Selon la CCA, ces clauses peuvent être qualifiées d’abusives au sens de l’article L 132-1 du Code de la consommation lorsqu’elles sont sanctionnées par la déchéance du terme, alors même que l’emprunteur aurait toujours satisfait à ses remboursements.

Il en va de même des clauses selon lesquelles l’emprunteur est tenu, pendant toute la durée du prêt de verser l’ensemble de ses revenus sur un même compte dans l’établissement du prêteur lorsque cette obligation n’est accompagnée d’aucune contrepartie individualisée au profit de l’emprunteur.

CCA, Recommandation Prêt Immobilier, n°04-03

Cette Recommandation a une simple valeur d’avis. Néanmoins, la CCA pourrait être saisie par un juge à l’occasion d’une instance. Dans cette hypothèse, la banque qui opposerait une clause de domiciliation abusive pour faire échec à la mobilité bancaire de son client s’exposerait au rejet de sa prétention.

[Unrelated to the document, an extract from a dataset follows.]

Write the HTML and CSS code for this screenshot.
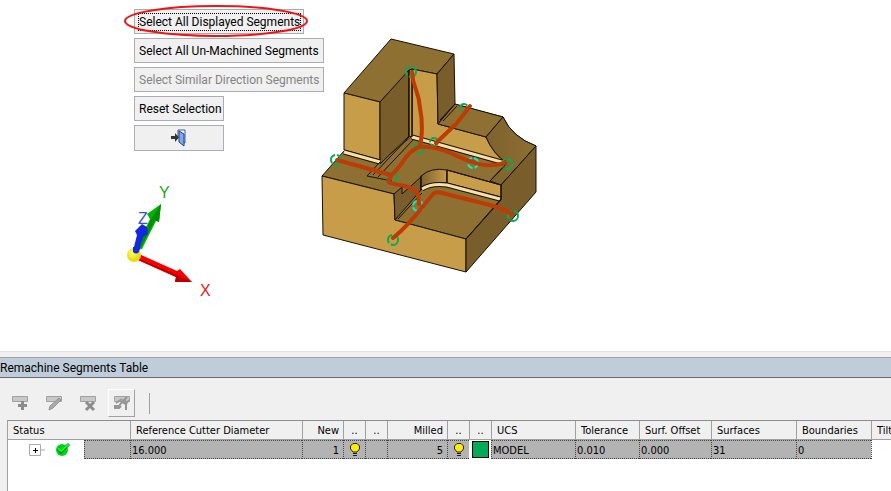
FILE: index.html
```html
<!DOCTYPE html>
<html lang="en">
<head>
<meta charset="utf-8">
<title>Remachine Segments</title>
<link rel="stylesheet" href="styles.css">
</head>
<body>
<main class="scene">
  <svg class="canvas" role="img" aria-label="Machined part with selected segments">
    <defs>
      <linearGradient id="curve" x1="0" x2="1"><stop offset="0" stop-color="#7d612d"/><stop offset="1" stop-color="#8f7033"/></linearGradient>
      <linearGradient id="fillet" x1="0" x2="1"><stop offset="0" stop-color="#7d612d"/><stop offset="1" stop-color="#c89d49"/></linearGradient>
      <radialGradient id="ball" cx=".4" cy=".35"><stop offset="0" stop-color="#ffff60"/><stop offset="1" stop-color="#e8dc10"/></radialGradient>
    </defs>
    <g class="part">
      <path class="top" d="M322 176L344 151L380 162L412 136L454 104L503 117Q512 137 536 146L501 200L466 239L395 220L394 194Z"/>
      <path class="top" d="M391 39L454 54L437 74L412 69L380 102L344 93Z"/>
      <path class="light" d="M344 93L380 102V160L344 150Z"/>
      <path class="dark" d="M380 102L409 70V136L380 164Z"/>
      <path class="light" d="M412 69L437 74L438 124L486 137Q493 154 507 163L412 136Z"/>
      <path class="dark" d="M437 74L454 54L455 104L438 124Z"/>
      <path class="top" d="M455 104L503 117L486 137L438 124Z"/>
      <path class="curved" d="M503 117Q512 137 536 146L501 185L490 181L507 163Q493 154 486 137Z"/>
      <path class="light" d="M322 176L394 194L395 220L466 239V272L323 235Z"/>
      <path class="dark" d="M536 146V192L466 272V239L501 200V185Z"/>
      <path class="dark" d="M394 194L402 187V194L421 177V190L395 220Z"/>
      <path class="fillet" d="M421 176Q431 167 447 170V183Q430 181 421 190Z"/>
      <path class="light" d="M447 170L501 185V197L447 183Z"/>
      <path class="light" d="M409 70L412 69V136L409 137Z"/>
    </g>
    <g class="strip-edge"><path d="M344 152L380 162M412 137L505 163M422 189Q431 183 447 185L500 199"/></g>
    <g class="strip"><path d="M344 152L380 162M412 137L505 163M422 189Q431 183 447 185L500 199"/></g>
    <g class="edges">
      <path d="M409 70V136M412 69V137M440 120L455 104M443 121L457 106"/>
      <path d="M380 162L367 176L392 181M373 175L409 137M378 177L413 140M398 219L422 193M421 176V190M447 170V183"/>
      <path d="M447 170L501 185M490 181L507 163M501 185V199L466 239"/>
    </g>
    <g class="nodes">
      <circle cx="336" cy="160" r="5"/><circle cx="411" cy="72" r="5"/><circle cx="392" cy="177" r="5"/>
      <circle cx="419" cy="148" r="5"/><circle cx="464" cy="108" r="4"/><circle cx="434" cy="142" r="4"/>
      <circle cx="507" cy="164" r="5"/><circle cx="513" cy="216" r="5"/><circle cx="393" cy="240" r="5"/>
      <circle class="cyan" cx="473" cy="163" r="5"/><circle class="cyan" cx="418" cy="206" r="5"/>
    </g>
    <g class="segments">
      <path d="M412 72C413 90 419 90 420 108C423 122 422 138 420 145"/>
      <path d="M470 106L457 123L436 143"/>
      <path d="M337 160L391 175C402 168 405 152 419 147C442 145 457 158 473 162Q486 168 505 163"/>
      <path d="M391 177C382 184 397 184 405 186C416 189 419 192 419 204"/>
      <path d="M393 238C412 223 424 204 433 194Q436 191 442 193L490 205Q502 208 512 214"/>
    </g>
    <g class="axes">
      <text class="z" x="138" y="224">Z</text>
      <text class="y" x="159" y="198">Y</text>
      <text class="x" x="200" y="296">X</text>
      <path class="green" d="M135 250L150 219L147 214L161 204L159 222L156 221L142 249Z"/>
      <path class="green-shade" d="M151 219L161 204L159 222L155 220L141 247L137 251Z"/>
      <path class="red" d="M139 254L177 271L180 269L192 282L175 282L176 277L138 260Z"/>
      <path class="red-shade" d="M139 259L177 275L192 282L175 282L176 277L138 260Z"/>
      <path class="blue" d="M133 251L137 235L135 231L142 224L147 227L148 234L143 237L139 251Q136 255 133 251Z"/>
      <circle cx="134" cy="255" r="7" fill="url(#ball)"/>
      <path class="blue" d="M133 247H140L139 252Q136 255 133 252Z"/>
    </g>
  </svg>
  <div class="actions">
    <button class="action first" type="button"><span class="focus">Select All Displayed Segments</span></button>
    <button class="action wide" type="button">Select All Un-Machined Segments</button>
    <button class="action wide" type="button" disabled>Select Similar Direction Segments</button>
    <button class="action" type="button">Reset Selection</button>
    <button class="action exit" type="button" aria-label="Exit">
      <svg width="18" height="18" viewBox="0 0 18 18"><path d="M8 8V1H15V14H13" fill="#fff" stroke="#3a5b9a"/><path d="M9 2L14 5V17L9 13Z" fill="#7da7f5" stroke="#23427d"/><path d="M1 7H5V4L9 8.500L5 13V10H1Z" fill="#333"/></svg>
    </button>
    <svg class="callout" width="188" height="36"><ellipse cx="94" cy="18" rx="91" ry="15"/></svg>
  </div>
</main>
<section class="panel">
  <h1 class="title">Remachine Segments Table</h1>
  <div class="toolbar">
    <button class="tool" type="button" aria-label="Add"><svg width="20" height="20"><path class="plate" d="M2.500 3.500H17.500V8.500H2.500Z"/><path class="mark" d="M12.500 8V17M8 12.500H17"/></svg></button>
    <button class="tool" type="button" aria-label="Edit"><svg width="20" height="20"><path class="plate" d="M2.500 3.500H17.500V8.500H2.500Z"/><path class="pencil" d="M15 5L17 7L9 15L5 17L6 13Z"/></svg></button>
    <button class="tool" type="button" aria-label="Delete"><svg width="20" height="20"><path class="plate" d="M2.500 3.500H17.500V8.500H2.500Z"/><path class="mark" d="M8 9L16 17M16 9L8 17"/></svg></button>
    <button class="tool raised" type="button" aria-label="Select segments"><svg width="20" height="20"><path class="plate" d="M2.500 3.500H17.500V8.500H2.500Z"/><path class="runner" d="M2 13H7L10 9L15 4M4 10L10 6M10 9L14 11V17M14 11L17 7M9 13L7 15H2M10 9L13 6V11"/></svg></button>
    <span class="divider"></span>
  </div>
  <div class="grid">
    <table class="segments-table">
      <colgroup><col class="w-status"><col class="w-cutter"><col class="w-new"><col class="w-icon"><col class="w-icon"><col class="w-milled"><col class="w-icon"><col class="w-icon"><col class="w-ucs"><col class="w-tol"><col class="w-offset"><col class="w-surfaces"><col class="w-bound"><col class="w-tilt"></colgroup>
      <thead><tr><th class="status-head">Status</th><th>Reference Cutter Diameter</th><th class="num">New</th><th class="dots">..</th><th class="dots">..</th><th class="num">Milled</th><th class="dots">..</th><th class="dots">..</th><th>UCS</th><th>Tolerance</th><th>Surf. Offset</th><th>Surfaces</th><th>Boundaries</th><th>Tilt</th></tr></thead>
      <tbody><tr>
        <td class="status"><div class="status-row">
          <button class="expand" type="button" aria-label="Expand"><svg width="16" height="12"><path d="M.5.5H11.500V11.500H.5Z" fill="#fff" stroke="#aaa"/><path d="M12 6H16" stroke="#aaa"/><path d="M4 6.500H9M6.500 4V9" stroke="#000"/></svg></button>
          <svg class="ok" width="16" height="16"><circle cx="7" cy="8" r="6" fill="#00d419"/><path d="M3 6L6 10L14 2" fill="none" stroke="#007c14" stroke-width="3"/><path d="M3 6L6 9L14 2" fill="none" stroke="#13fb32" stroke-width="2"/></svg>
          <span class="status-fill"></span></div></td>
        <td>16.000</td><td class="num">1</td>
        <td class="icon"><svg width="12" height="14"><path class="bulb" d="M4 9L1.500 6V3L4 .5H8L10.500 3V6L8 9Z"/><path class="base" d="M4 10.500H8M4 12.500H8"/></svg></td>
        <td></td><td class="num">5</td>
        <td class="icon"><svg width="12" height="14"><path class="bulb" d="M4 9L1.500 6V3L4 .5H8L10.500 3V6L8 9Z"/><path class="base" d="M4 10.500H8M4 12.500H8"/></svg></td>
        <td class="color"><span class="swatch"></span></td>
        <td>MODEL</td><td>0.010</td><td>0.000</td><td>31</td><td>0</td><td class="blank"></td>
      </tr></tbody>
    </table>
  </div>
</section>
</body>
</html>
```

FILE: styles.css
```css
* { box-sizing: border-box; }
body {
  margin: 0;
  min-height: 100vh;
  display: flex;
  flex-direction: column;
  overflow: hidden;
  background: #fff;
  color: #000;
  font: 12px/16px Roboto, "Open Sans", sans-serif;
}
button { font: inherit; color: inherit; }
.scene { position: relative; border-bottom: 1px solid #e3e3e3; }
.canvas { display: block; width: 100%; height: 351px; }

.part path { stroke: #171006; stroke-width: 1; stroke-linejoin: round; }
.top { fill: #8f7033; }
.light { fill: #c89d49; }
.dark { fill: #795d2b; }
.part .curved { fill: url(#curve); }
.part .fillet { fill: url(#fillet); }
.strip, .strip-edge, .edges, .segments, .nodes { fill: none; }
.strip-edge { stroke: #171006; stroke-width: 5; }
.strip { stroke: #f7dfa8; stroke-width: 3; }
.edges { stroke: #171006; }
.segments { stroke: #bd3b05; stroke-width: 4; stroke-linecap: round; stroke-linejoin: round; }
.nodes { stroke: #08aa56; stroke-width: 2; stroke-dasharray: 10 2; }
.nodes .cyan { stroke: #12e8bd; stroke-dasharray: 6 2; }
.axes { font: 16px "Liberation Sans", sans-serif; }
.x { fill: #e92020; }
.y { fill: #20a820; }
.z { fill: #3850cf; }
.green { fill: #00b400; }
.green-shade { fill: #008c08; }
.red { fill: #f80000; }
.red-shade { fill: #b80000; }
.blue { fill: #1428e0; }

.actions {
  position: absolute;
  top: 9px;
  left: 134px;
  display: flex;
  flex-direction: column;
  align-items: flex-start;
  gap: 4px;
}
.action {
  display: flex;
  align-items: center;
  justify-content: flex-start;
  width: 90px;
  height: 25px;
  padding: 0 4px;
  border: 1px solid #acacb4;
  background: #f0f0f0;
  white-space: nowrap;
}
.action:disabled { color: #838383; }
.first { width: 170px; }
.wide { width: 190px; }
.focus { flex: 1; text-align: left; outline: 1px dotted #000; }
.exit { height: 26px; justify-content: center; }
.callout { position: absolute; top: -6px; left: -12px; pointer-events: none; }
.callout ellipse { fill: none; stroke: #f01414; stroke-width: 2; }

.panel { flex: 1; display: flex; flex-direction: column; padding-top: 5px; background: #f0f0f0; }
.title {
  margin: 0;
  height: 21px;
  border-top: 1px solid #a0a0a0;
  border-bottom: 1px solid #696969;
  background: #bfcddb;
  font-size: 12px;
  font-weight: 400;
  line-height: 20px;
}
.toolbar { display: flex; align-items: center; gap: 6px; height: 42px; padding: 8px 6px 0; }
.tool { display: flex; align-items: center; justify-content: center; width: 28px; height: 28px; padding: 0; border: 0; background: none; }
.raised { width: 27px; border: 1px solid; border-color: #fff #a0a0a0 #a0a0a0 #fff; }
.divider { width: 1px; height: 21px; margin-left: 8px; background: #a0a0a0; }
.plate { fill: #c8c8c8; stroke: #a0a0a0; }
.mark { stroke: #8c8c8c; stroke-width: 3; }
.pencil { fill: #aaa; stroke: #929292; }
.runner { fill: none; stroke: #969696; stroke-width: 2; }

.grid {
  flex: 1;
  margin-left: 7px;
  overflow: hidden;
  border-top: 1px solid #8c8c8c;
  border-left: 1px solid #a0a0a0;
  background: #fff;
  font: 11px/14px "DejaVu Sans Condensed", "Noto Sans", sans-serif;
}
.segments-table { width: max-content; table-layout: fixed; border-spacing: 0; }
.w-status { width: 122px; }
.w-cutter { width: 172px; }
.w-new { width: 41px; }
.w-icon { width: 22px; }
.w-milled { width: 60px; }
.w-ucs { width: 84px; }
.w-tol { width: 64px; }
.w-offset { width: 72px; }
.w-surfaces { width: 85px; }
.w-bound { width: 75px; }
.w-tilt { width: 60px; }
th {
  height: 19px;
  padding: 2px 0 0 5px;
  border-left: 1px solid #a0a0a0;
  border-bottom: 1px solid #a0a0a0;
  background: #f0f0f0;
  font-weight: 400;
  text-align: left;
  white-space: nowrap;
}
.status-head { border-left: 0; }
.dots { padding: 2px 0 0; text-align: center; }
td {
  height: 19px;
  padding: 2px 0 0 1px;
  border: 1px dotted #444;
  border-right: 0;
  background: #b3b3b3;
  white-space: nowrap;
}
th.num, td.num { padding: 2px 4px 0 0; text-align: right; }
.status { border: 0; background: #fff; padding: 0; }
.status-row { display: flex; align-items: center; height: 19px; padding-left: 21px; }
.expand { display: flex; padding: 0; border: 0; background: none; }
.ok { margin: 0 13px 0 10px; }
.status-fill { flex: 1; height: 19px; border: 1px dotted #444; border-right: 0; background: #b3b3b3; }
.icon { padding: 0; text-align: center; }
.icon svg { display: block; margin: auto; }
.bulb { fill: #ffed00; stroke: #222; }
.base { stroke: #222; }
.color { padding: 0; border: 0; background: #fff; }
.swatch { display: block; width: 17px; height: 17px; margin: auto; border: 1px solid #000; background: #00ab58; }
.blank { border-width: 0 0 0 1px; background: #fff; }
```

Cependant, les clauses de domiciliation insérées dans les contrats de prêt prévoyant une contrepartie individualisée au profit de l’emprunteur paraissent échapper à la qualification de clause abusive. Le manquement de l’emprunteur pourrait emporter l’application de la sanction prévue dans le contrat (par exemple, une majoration du taux d’intérêt).